僕がスタジオの舞台に立つと舞台がライトアップされる。こちら側だと逆光でスタッフ側がよく見えない。緊張で押し潰されそうになる。


曲が始まりいざ弾くってところで僕の右手首のミサンガが視界に入った。その瞬間僕は無の領域に入った。それはまるで曲と一体化したかのような感覚であった。

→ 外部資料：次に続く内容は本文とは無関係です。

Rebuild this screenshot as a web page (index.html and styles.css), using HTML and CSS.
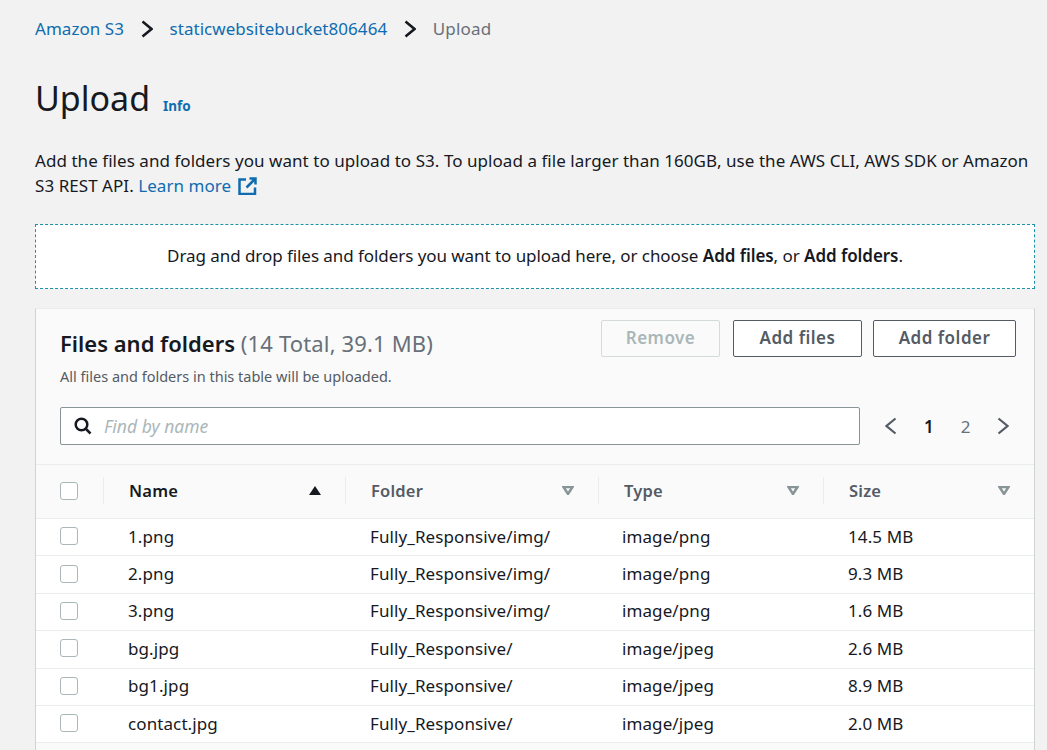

曲が終わった瞬間僕は無の境地から現世に戻ってくる。そしてなんだか寂しい様な感覚に陥る。初めての感覚だ。そして、達成感の波が押し寄せてくる。


「お疲れ様。」


そう言われて我に返る。


「あ、はい。ありがとうございました。」


「待合室で待ってて貰えるかな?」


「了解しました。」


僕は待合室でさっきの不思議な感覚を思い出す。初めて味わった曲との一体感。自分が新たな段階に上がった気がした。そんな事を考えていると、


コンコンッ…


「はーい。」


ガチャ…


「ソラ様合格おめでとうございます。」


「え、ほんとですか?ありがとうございます!!!」


僕は二次募集に合格した。やっと本物のギタリストになれた気がした。この気持ちを1番最初に伝えたい君のもとへ僕は向かった。


ーーーーーーーーーーーーー


僕は約5時間かけて病院に辿り着く。

君の病室に入ると僕は


「オーディション受かったよ!」


と元気よく伝えた。しかし、君のベッドの周りには両親が泣きながらベッドに寄りかかっている。病室内が重く悲しい空気に包まれていることに気付く。その瞬間、僕は全てを察してしまった。


…君は死んでしまった…


「何があったんですか…?」


僕は君の両親に尋ねる。


「手術にこの子の心臓が耐えられなかったそうよ…」


君の母が今にも潰れてしまいそうな声で答えてくれた。


「そうなんですか…」


僕の目から涙が溢れ出す。


…君に合格した事言えてないじゃないか…


病室の窓から生暖かい風が入ってくる。

緑色のカーテンがたなびく。

太陽の光が君を照らす。


僕は君の手を握り心の中で叫ぶ


…ありがとう…


すると、僕の手に硬いものが当たる。

何だろうと思い君の手を見ると左手の薬指に指輪がはめられていた。


それを見て僕はまた泣いてしまうのであった。